APPENDIX: An Arcadian Fairy Tale
From On the Discovery of Biological Truth in Fairy Tales,
by Dr. Alan Fallaize (Otterbridge University Press, year 61)
A young girl was taken as a concubine by an older, more powerful man. He was stocky and one of his ears stuck out farther than the other. But she loved him instantly, and in the true meaning of the word.
It was this man’s habit to take and discard young women, who then could leave or stay, according to their choice, as servant to the next mistress. When it was her turn to be discarded, the girl stayed. She did this knowing well the pain that would come from knowing her True Love was sharing a bed with another woman.
He said he planned to marry this new woman.
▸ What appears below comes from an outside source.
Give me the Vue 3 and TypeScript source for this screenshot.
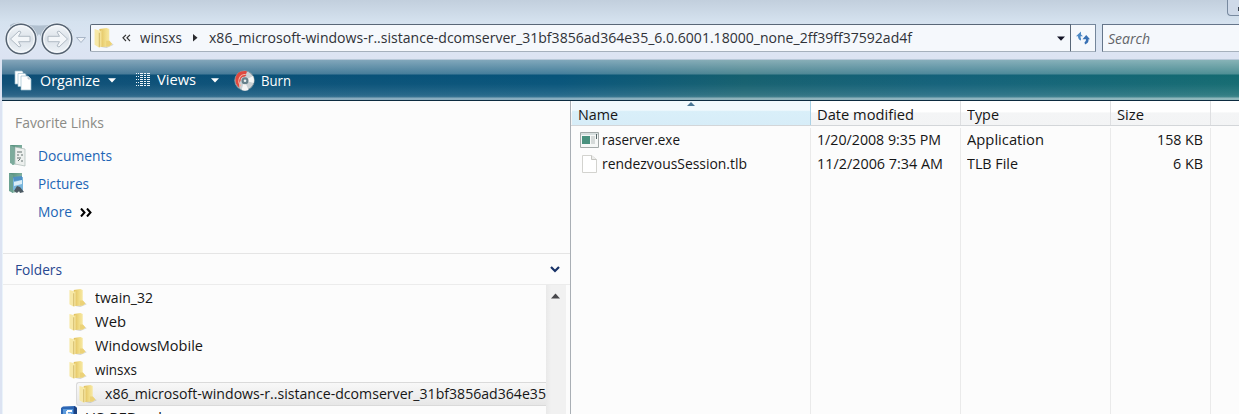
<script setup lang="ts">
import { ref } from 'vue'

// Condenses a label horizontally to the given width in pixels.
const vFit = {
  mounted(el: HTMLElement, binding: { value: number }) {
    const natural = el.getBoundingClientRect().width
    if (!natural) return
    el.style.transform = `scaleX(${binding.value / natural})`
    el.style.marginRight = `${binding.value - natural}px`
  },
}

const folders = ref([
  { name: 'twain_32', width: 58 },
  { name: 'Web', width: 31 },
  { name: 'WindowsMobile', width: 108 },
  { name: 'winsxs', width: 42 },
])

const files = ref([
  { name: 'raserver.exe', nw: 78, date: '1/20/2008 9:35 PM', dw: 124, type: 'Application', tw: 77, size: '158 KB', sw: 46, exe: true },
  { name: 'rendezvousSession.tlb', nw: 145, date: '11/2/2006 7:34 AM', dw: 126, type: 'TLB File', tw: 51, size: '6 KB', sw: 30, exe: false },
])
</script>

<template>
  <div class="window">
    <svg class="defs" width="0" height="0">
      <defs>
        <linearGradient id="gold" x1="0" x2="1"><stop offset="0" stop-color="#e0bf5c" /><stop offset=".5" stop-color="#f2de8a" /><stop offset="1" stop-color="#faf0bc" /></linearGradient>
        <linearGradient id="gold2" x1="0" x2="1"><stop offset="0" stop-color="#fcf2b8" /><stop offset="1" stop-color="#e8cb6c" /></linearGradient>
        <linearGradient id="ring" x2="0" y2="1"><stop offset="0" stop-color="#f3f6f9" /><stop offset=".5" stop-color="#dbe2e9" /><stop offset="1" stop-color="#eef3f8" /></linearGradient>
        <linearGradient id="green" x2="1" y2="1"><stop offset="0" stop-color="#4f8a78" /><stop offset="1" stop-color="#a8cfc0" /></linearGradient>
        <symbol id="folder" viewBox="0 0 20 20">
          <path d="M5 18 15 13 19.700 16.500 13 19.500Z" fill="#8c8c86" opacity=".35" />
          <path d="M6 1.500 13 .500 15.500 1.500v11l3 3.500-3 2-7.500.500Z" fill="url(#gold)" />
          <path d="M12.500 12.500h3.200l2.600 3.300-2.800 2-3 .2Z" fill="#ecd278" />
          <path d="M1.500 1.500 6.500 3l1 15.300L6 19.200 1.500 16.500Z" fill="#f7e8a6" />
          <path d="M5.800 4 8.500 2.500 9 17l-3.200 2.200Z" fill="url(#gold2)" />
          <path d="M6 5v13.500" stroke="#b99739" stroke-width=".6" />
        </symbol>
      </defs>
    </svg>

    <header class="titlebar"><span class="caption-button"><i></i></span></header>

    <nav class="nav">
      <svg class="travel" width="90" height="36" viewBox="0 0 90 36">
        <path d="M10 4Q16 0 24 3Q39 6 54 3Q64 0 72 10L66 24 46 21 39 13 32 21 10 24Z" fill="#9caebd" opacity=".65" />
        <g v-for="x in [21, 57]" :key="x">
          <circle :cx="x" cy="18" r="16" fill="none" stroke="#edf3f9" stroke-width="1" />
          <circle :cx="x" cy="18" r="14.800" fill="url(#ring)" stroke="#566372" stroke-width="1.500" />
          <circle :cx="x" cy="18" r="13.200" fill="none" stroke="#f8fafc" stroke-width="1" />
        </g>
        <path d="M10.500 18 19 10l2 1-2.500 4.300H30v5.400H18.500L21 25l-2 1Z" fill="#f3f6f9" stroke="#b0bac4" />
        <path d="M67.500 18 59 10l-2 1 2.500 4.300H48v5.400h11.500L57 25l2 1Z" fill="#f3f6f9" stroke="#b0bac4" />
        <path d="M76.500 16.500h9l-4.500 5Z" fill="#eef2f8" stroke="#a9b6c7" />
      </svg>
      <div class="address">
        <svg class="addr-folder" width="21" height="22"><use href="#folder" width="21" height="22" /></svg>
        <svg class="chevrons" width="9" height="8"><path d="m4 .8-3 3L4 7M8 .8l-3 3L8 7" fill="none" stroke="#333" stroke-width="1.200" /></svg>
        <span v-fit="42" class="label crumb">winsxs</span>
        <svg class="crumb-arrow" width="5" height="8"><path d="m0 0 4.500 3.800L0 7.600Z" fill="#2a2a2e" /></svg>
        <span v-fit="703" class="label crumb">x86_microsoft-windows-r..sistance-dcomserver_31bf3856ad364e35_6.0.6001.18000_none_2ff39ff37592ad4f</span>
        <svg class="drop" width="8" height="5"><path d="M0 .5h8L4 4.700Z" fill="#121225" /></svg>
      </div>
      <div class="refresh">
        <svg width="14" height="14" viewBox="0 0 14 14">
          <path d="M5 .500 0 5.200h2Q2 8.500 5 9.500V7.500Q4.300 6.500 4.600 5.200H7L5 3.500Z" fill="#4d89c5" />
          <path d="M9 13.500Q13 12 12.500 8.300H14L10.200 4 6.500 8.300H10q.3 2-1.500 3Z" fill="#3971b4" />
        </svg>
      </div>
      <div class="search"><span v-fit="42" class="label">Search</span></div>
    </nav>

    <div class="toolbar">
      <div class="tool organize">
        <svg width="19" height="21" viewBox="0 0 19 21">
          <g fill="#fff" stroke="#9fc0d0" stroke-width=".7"><path d="M1 1h7l1 1v12H1Z" /><path d="M4 3.500h7l1 1v12H4Z" /><path d="M7 6h7l3 3v11H7Z" /></g>
          <path d="M14 6v3h3" fill="#d6e0e6" stroke="#9fb4bf" stroke-width=".6" />
        </svg>
        <span v-fit="60" class="label">Organize</span>
        <svg class="tool-arrow" width="8" height="5"><path d="M0 .3h8L4 4.600Z" fill="#fff" /></svg>
      </div>
      <div class="tool views">
        <svg width="14" height="14" viewBox="0 0 14 14" fill="#eef6fa"><path d="M0 0h1v1H0zM0 3h1v1H0zM0 6h1v1H0zM0 9h1v1H0zM0 12h1v1H0zM2 0h1v1H2zM2 3h1v1H2zM2 6h1v1H2zM2 9h1v1H2zM2 12h1v1H2z" /><g v-for="r in 7" :key="r"><path :d="`M4 ${r * 2 - 2}h3v1H4zM8 ${r * 2 - 2}h2v1H8zM11 ${r * 2 - 2}h3v1h-3z`" /></g></svg>
        <span v-fit="39" class="label">Views</span>
        <svg class="tool-arrow" width="8" height="5"><path d="M0 .3h8L4 4.600Z" fill="#fff" /></svg>
      </div>
      <div class="tool burn">
        <svg width="21" height="21" viewBox="0 0 21 21">
          <circle cx="10.500" cy="10.500" r="9.700" fill="#cbd1d4" stroke="#84989f" />
          <path d="M10.500 10.500 19 6a10 10 0 0 1 .8 7Z" fill="#f5f6f5" /><path d="m10.500 10.500-3 9.500a9 9 0 0 0 7 .1Z" fill="#f4f4f4" />
          <path d="M12.500 1Q3 0 1.500 8q-1 6 4 10-1-5 1-7-.2-3 2-4 3 0 4-2l-2-.5q3-1 2-3.500Z" fill="#df493f" />
          <path d="M7 16Q3 12 6 7q2-3 5-2.500" fill="none" stroke="#f4b5a5" stroke-width="1.100" />
          <circle cx="11" cy="10.700" r="3.500" fill="#68818b" /><circle cx="11" cy="10.700" r="1.300" fill="#eef1f2" />
        </svg>
        <span v-fit="30" class="label">Burn</span>
      </div>
    </div>

    <main class="body">
      <aside class="sidebar">
        <section class="favorites">
          <h2><span v-fit="89" class="label">Favorite Links</span></h2>
          <div class="link">
            <svg width="20" height="24" viewBox="0 0 20 24"><path d="M2 1 14 1v18L4 21Z" fill="url(#green)" /><path d="M7 3 17 5v17l-10-2Z" fill="#edf0ee" stroke="#abb9b4" stroke-width=".7" /><path d="M9 8h5M9 11h2m2 0h2M9 14h4m-3 3 2-2m1 2h2" stroke="#63716f" /><path d="M2 1 6 3v18l-4-2Z" fill="#7cab9c" /></svg>
            <span v-fit="74" class="label">Documents</span>
          </div>
          <div class="link">
            <svg width="20" height="24" viewBox="0 0 20 24"><path d="M1 1 14 1v18L4 21Z" fill="url(#green)" /><path d="m5 6 10-1v14L5 18Z" fill="#78b5dc" /><path d="m5 5 9-1v4L6 9Z" fill="#4f90c4" /><path d="m6 10 8-2v4l-8 2Z" fill="#d9edf7" /><path d="m6 19 3-5 3 1 4 5-4 1-1-2-2 2Z" fill="#4d5a63" /><path d="M1 1 5 3v18l-4-2Z" fill="#6ba292" /></svg>
            <span v-fit="51" class="label">Pictures</span>
          </div>
          <div class="link more">
            <span v-fit="34" class="label">More</span>
            <svg width="12" height="9" fill="none" stroke="#000" stroke-width="2"><path d="m1 .5 3.500 4L1 8.500M7 .5l3.500 4-3.500 4" /></svg>
          </div>
        </section>
        <div class="folders-head">
          <span v-fit="47" class="label">Folders</span>
          <svg width="10" height="7"><path d="m1 1 4 4 4-4" fill="none" stroke="#173267" stroke-width="2.200" /></svg>
        </div>
        <div class="tree-wrap">
          <div class="tree">
            <div v-for="f in folders" :key="f.name" class="node">
              <svg width="19" height="20"><use href="#folder" width="19" height="20" /></svg>
              <span v-fit="f.width" class="label">{{ f.name }}</span>
            </div>
            <div class="node selected">
              <svg width="19" height="20"><use href="#folder" width="19" height="20" /></svg>
              <span v-fit="441" class="label">x86_microsoft-windows-r..sistance-dcomserver_31bf3856ad364e35</span>
            </div>
            <div class="node drive">
              <svg width="17" height="22" viewBox="0 0 17 22"><path d="M0 2 2 .500 14 0l2 2v20H0Z" fill="#2d66b4" /><path d="m13 0 3 2v20h-3Z" fill="#1c4282" /><path d="M2 3h10v14H2Z" fill="#5c9bdc" /><path d="M6 5h5M6 5v9M6 8.500h4" fill="none" stroke="#fff" stroke-width="1.800" /></svg>
              <span v-fit="77" class="label">US-RED_ad</span>
            </div>
          </div>
          <div class="scrollbar"><svg width="9" height="6"><path d="M0 5.500h9L4.500.500Z" fill="#48484c" /></svg></div>
        </div>
      </aside>

      <section class="listing">
        <div class="row head">
          <div class="cell sorted"><svg class="sort" width="8" height="4"><path d="M0 4h8L4 0Z" fill="#4b7795" /></svg><span v-fit="40" class="label">Name</span></div>
          <div class="cell"><span v-fit="97" class="label">Date modified</span></div>
          <div class="cell"><span v-fit="32" class="label">Type</span></div>
          <div class="cell"><span v-fit="27" class="label">Size</span></div>
          <div class="cell"></div>
        </div>
        <div class="files">
          <div v-for="f in files" :key="f.name" class="row file">
            <div class="cell name">
              <svg v-if="f.exe" width="20" height="18" viewBox="0 0 20 18"><path d="M.500 1.500h18v15H.500Z" fill="#f6f8f7" stroke="#a3aaa9" /><path d="M1 2h17v2H1Z" fill="#d7dfdf" /><path d="M2 5h8v8H2Z" fill="#49917e" /><path d="M11 5h4v8h-4Z" fill="#d5dad9" /><path d="M16.500 3v5" stroke="#536466" /></svg>
              <svg v-else width="20" height="20" viewBox="0 0 20 20"><path d="M2.500 1.500h9l5 4v13h-14Z" fill="#fff" stroke="#d3d3cf" /><path d="M11.500 1.500v4h5" fill="#ededeb" stroke="#c5c5c1" /></svg>
              <span v-fit="f.nw" class="label">{{ f.name }}</span>
            </div>
            <div class="cell"><span v-fit="f.dw" class="label">{{ f.date }}</span></div>
            <div class="cell"><span v-fit="f.tw" class="label">{{ f.type }}</span></div>
            <div class="cell size"><span v-fit="f.sw" class="label">{{ f.size }}</span></div>
            <div class="cell"></div>
          </div>
          <div class="row filler"><div v-for="n in 5" :key="n" class="cell"></div></div>
        </div>
      </section>
    </main>
  </div>
</template>

<style>
html, body { margin: 0; overflow: hidden; }
</style>

<style scoped>
* { box-sizing: border-box; }
.window { width: 1239px; height: 414px; overflow: hidden; display: flex; flex-direction: column; font: 14.5px/20px "Open Sans", "Noto Sans", sans-serif; color: #161616; background: linear-gradient(#c2cfdd 0, #d5e2ef 22px, #dce5f3 45px, #dce3f2 60px); }
.defs { position: absolute; }
svg { flex: none; display: block; }
.label { display: inline-block; flex: none; white-space: nowrap; transform-origin: left center; }
.titlebar { height: 24px; flex: none; display: flex; justify-content: flex-end; }
.caption-button { width: 12px; height: 16px; border: 1px solid #77899f; border-width: 0 0 1px 1px; border-bottom-left-radius: 4px; background: #ced9e8; display: flex; justify-content: flex-end; align-items: flex-end; padding-bottom: 4px; }
.caption-button i { width: 1px; height: 4px; background: #3c4654; }
.nav { height: 35px; flex: none; display: flex; align-items: flex-start; }
.travel { margin-top: -3px; }
.address { flex: none; width: 981px; height: 28px; border: 1px solid #596778; border-bottom-color: #a5b0bc; border-radius: 2px 0 0 2px; background: #f5f8fc; display: flex; align-items: center; color: #303238; }
.addr-folder { margin-left: 2px; }
.chevrons { margin: 0 9px 0 8px; }
.crumb-arrow { margin: 0 11px; }
.drop { margin-left: auto; margin-right: 5px; }
.refresh { flex: none; width: 25px; height: 28px; border: 1px solid #74869b; border-left: 0; border-bottom-color: #a5b0bc; background: #f5f8fc; display: grid; place-items: center; }
.search { flex: none; margin-left: 6px; width: 140px; height: 28px; border: 1px solid #65758a; border-bottom-color: #a5b0bc; background: #f5f8fc; padding: 4px 5px; font-style: italic; color: #626468; }
.toolbar { height: 42px; flex: none; margin-left: 2px; padding-top: 1px; display: flex; align-items: center; color: #fff; border-top: 1px solid #b7c8d8; border-bottom: 1px solid #0c2b40; background: linear-gradient(rgba(255,255,255,.49) 0, rgba(255,255,255,.25) 14px, rgba(255,255,255,0) 15px, rgba(255,255,255,.02) 24px, rgba(255,255,255,.13) 35px, rgba(255,255,255,.2) 37px, rgba(255,255,255,.52) 38px, rgba(255,255,255,.52) 40px), linear-gradient(90deg, #0d4e76, #07547a 45%, #15606f 60%, #13617a 76%, #146b71); }
.tool { display: flex; align-items: center; height: 28px; }
.organize { margin-left: 12px; }
.organize .label { margin-left: 7px; }
.tool-arrow { margin-left: 8px; }
.views { margin-left: 20px; }
.views svg:first-child { margin-top: -2px; }
.views .label { margin-left: 7px; margin-top: -1px; }
.views .tool-arrow { margin-left: 15px; }
.burn { margin-left: 15px; }
.burn .label { margin-left: 6px; }
.body { display: flex; flex: 1; min-height: 0; margin-left: 2px; border-left: 1px solid #eaf3fa; background: #fcfcfc; }
.sidebar { width: 568px; border-right: 1px solid #a9afb5; display: flex; flex-direction: column; }
.favorites { height: 153px; flex: none; border-bottom: 1px solid #e5e5e5; padding-top: 12px; }
h2 { margin: 0 0 9px 12px; font: inherit; color: #8b8b86; }
.link { height: 28px; display: flex; align-items: center; color: #1d65b5; padding-left: 5px; }
.link .label { margin-left: 10px; }
.more .label { margin-left: 30px; }
.more svg { margin-left: 8px; }
.folders-head { height: 31px; flex: none; display: flex; align-items: center; justify-content: space-between; padding: 1px 10px 0 12px; color: #284890; border-bottom: 1px solid #ececec; }
.tree-wrap { display: flex; flex: 1; min-height: 0; overflow: hidden; }
.tree { width: 543px; padding-top: 1px; overflow: hidden; }
.node { height: 24px; padding-left: 65px; display: flex; align-items: center; }
.node .label { margin-left: 8px; }
.selected { margin-left: 73px; padding-left: 1px; border: 1px solid #dadada; border-right: 0; border-radius: 3px 0 0 3px; background: linear-gradient(#f8f8f8, #e7e7e7); }
.drive { padding-left: 58px; }
.drive svg { margin-top: -3px; }
.drive .label { margin-left: 7px; }
.scrollbar { width: 20px; background: linear-gradient(90deg, #e9e9e9, #f1f1f1 5px); display: flex; justify-content: center; padding: 8px 2px 0 0; }
.listing { flex: 1; display: flex; flex-direction: column; }
.row { display: grid; grid-template-columns: 240px 150px 150px 100px 1fr; }
.cell { display: flex; align-items: center; padding-left: 6px; border-right: 1px solid #eaeaea; min-width: 0; }
.cell:last-child { border-right: 0; }
.head { height: 25px; flex: none; border-bottom: 1px solid #d3d6d9; background: linear-gradient(#fff 45%, #f4f5f6 50%, #f3f4f5); }
.head .cell { border-color: #dedfe1; padding-top: 3px; }
.head .sorted { position: relative; margin-left: 1px; border-color: #a9d1e6; background: linear-gradient(#f1f9fd 38%, #d9eff9 44%, #d7edf8); }
.sort { position: absolute; left: 115px; top: 1px; }
.files { flex: 1; display: flex; flex-direction: column; padding-top: 2px; }
.file { height: 24px; flex: none; }
.name { padding-left: 9px; }
.name .label { margin-left: 2px; }
.size { justify-content: flex-end; padding-right: 7px; }
.filler { flex: 1; }
</style>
Still the girl stayed. He took away many of her clothes, and left her with only one shoe. Still she stayed. He moved all the rooms of the house, switching them so she could no longer find the place that was hers. But she knew it was a trick. Patient, still she stayed.
On the day of the wedding, she saw the man was old, grizzled, graying, and this made her feel more tenderly toward him even than before. But now she knew, by these signs, that time was running out, and unless she took charge and told him of his folly, it would be too late for happiness.
Accordingly, she told him: I am your Real Love. If you do not realize this, and send the other women on their way, and begin a true life with me, it will be too late, and you will miss your True Life and Happiness.
He looked at her and saw it was true. And he did as she said. And they had their True Life and were happy, so far as it is possible in this life to be.